No, a thousand times no.


----------



## Loomer (Mar 7, 2012)

toiletstand said:


> that what ive heard people refer to sikth as.



I refuse to believe that a bunch of obviously very clever brits with monumental playing skills can ever truly emulate the chest-beating, knuckle-dragging anti-Intellectualist Machismo so beloved of the uneducated Heartland masses. 

Just not possible, dude.


----------



## toiletstand (Mar 7, 2012)

haha. those were the comparisons i saw back then.


----------



## Prydogga (Mar 7, 2012)

By people with a musical IQ of 60? 

They don't rap, they don't dress in big black clothing, they don't play in slow grooves, and they don't I don't even know what else!


----------



## DLG (Mar 7, 2012)

i always thought of Mudvayne as playing an offshoot of Pantera-esque groove metal with a huge amount prog metal/rock sensibilities. 

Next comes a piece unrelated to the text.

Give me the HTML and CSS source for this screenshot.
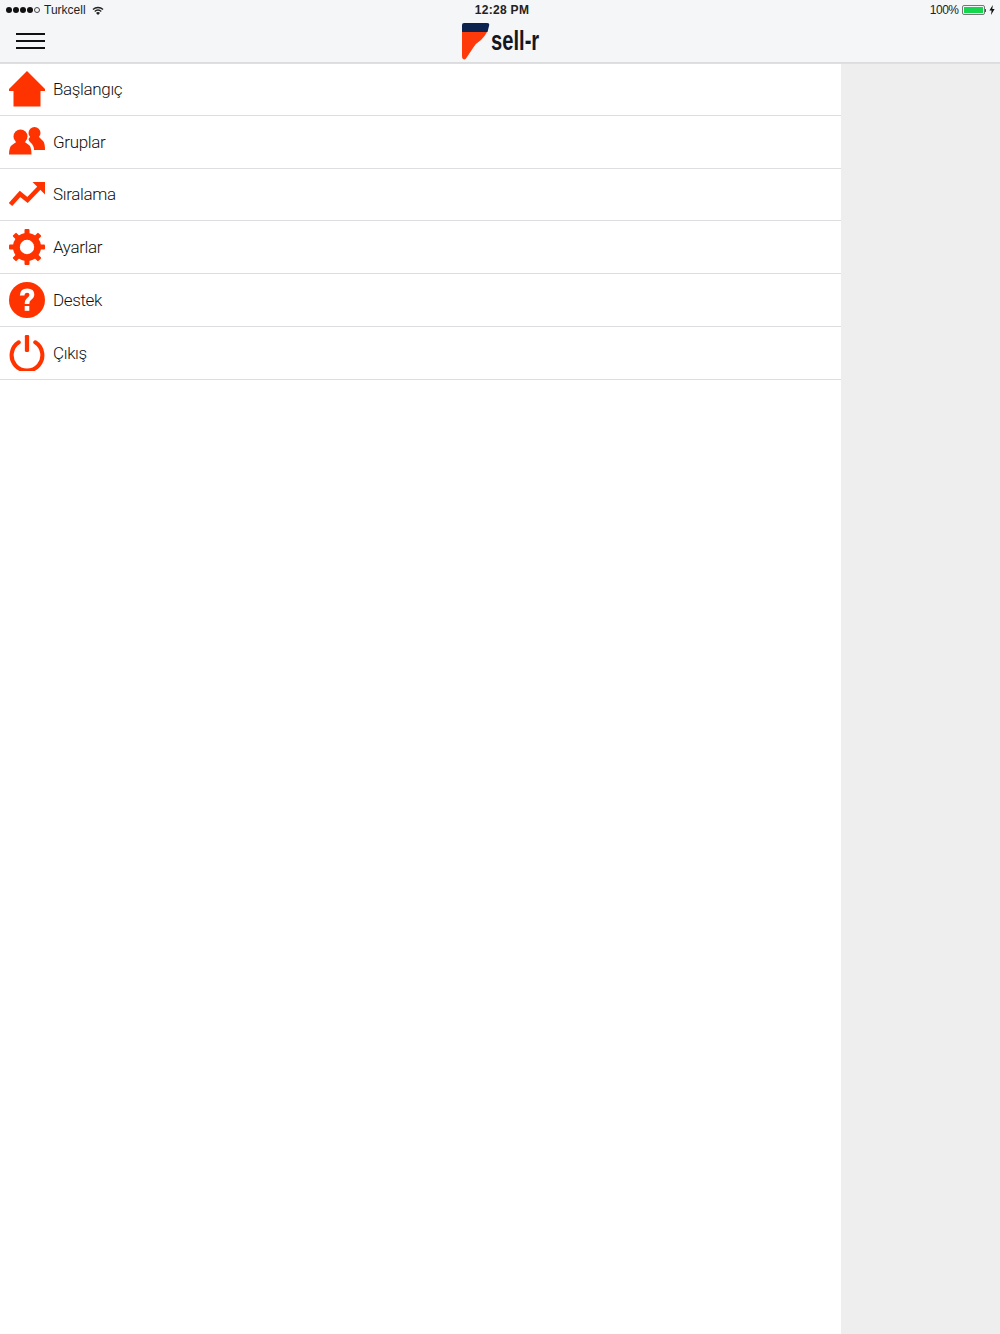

Of course, it took me like two years after LD came out to even check it out because of the juggalo face paint and overalls. 

LD. 50 and The End... are great albums that I can still listen to today, and this comes from someone who loathes nu-metal more than anything.


----------



## toiletstand (Mar 7, 2012)

Prydogga said:


> By people with a musical IQ of 60?
> 
> They don't rap, they don't dress in big black clothing, they don't play in slow grooves, and they don't I don't even know what else!


 

it was in reference to beign part of their sound though. not that they were a nu metal band. but there was that and influences from other genre's.


----------



## gunch (Mar 7, 2012)

Mudvayne seems to be it.

Might even be so bold as to say Deftones or System of a Down...

Don't hit me!


----------



## SenorDingDong (Mar 7, 2012)

toiletstand said:


> haha. those were the comparisons i saw back then.



I can totally see the comparison being made--they definitely had the influence 



EDIT: And I think the closest you will come to prog Nu-Metal, besides Mudvayne, is Element Eight's second album, _The Bear_.


----------



## ZeroS1gnol (Mar 7, 2012)

Varcolac said:


> American Head Charge had a song with a main riff in 13/8. That's proggy, right? Not particularly technical, but there's some rhythmically interesting stuff going on in this song.




I used to love the Feeding album by AHC, but this clip..my god, it's really bad...it's one of the older songs, right?


----------



## matt397 (Mar 7, 2012)

Prydogga said:


> No, a thousand times no.



This. Vocally one might say you can almost hear a little bit of Jon Davis in there but other then that I can't hear anything comparable to nu-metal...


----------



## Augury (Mar 7, 2012)

As They Burn listed Nu Metal bands as their inspiration...


----------



## Marv Attaxx (Mar 7, 2012)

maye this?

or this?



old mnemic always had some nu-metal grooves n stuff:


----------



## Marv Attaxx (Mar 7, 2012)

double post


----------



## Varcolac (Mar 7, 2012)

ZeroS1gnol said:


> I used to love the Feeding album by AHC, but this clip..my god, it's really bad...it's one of the older songs, right?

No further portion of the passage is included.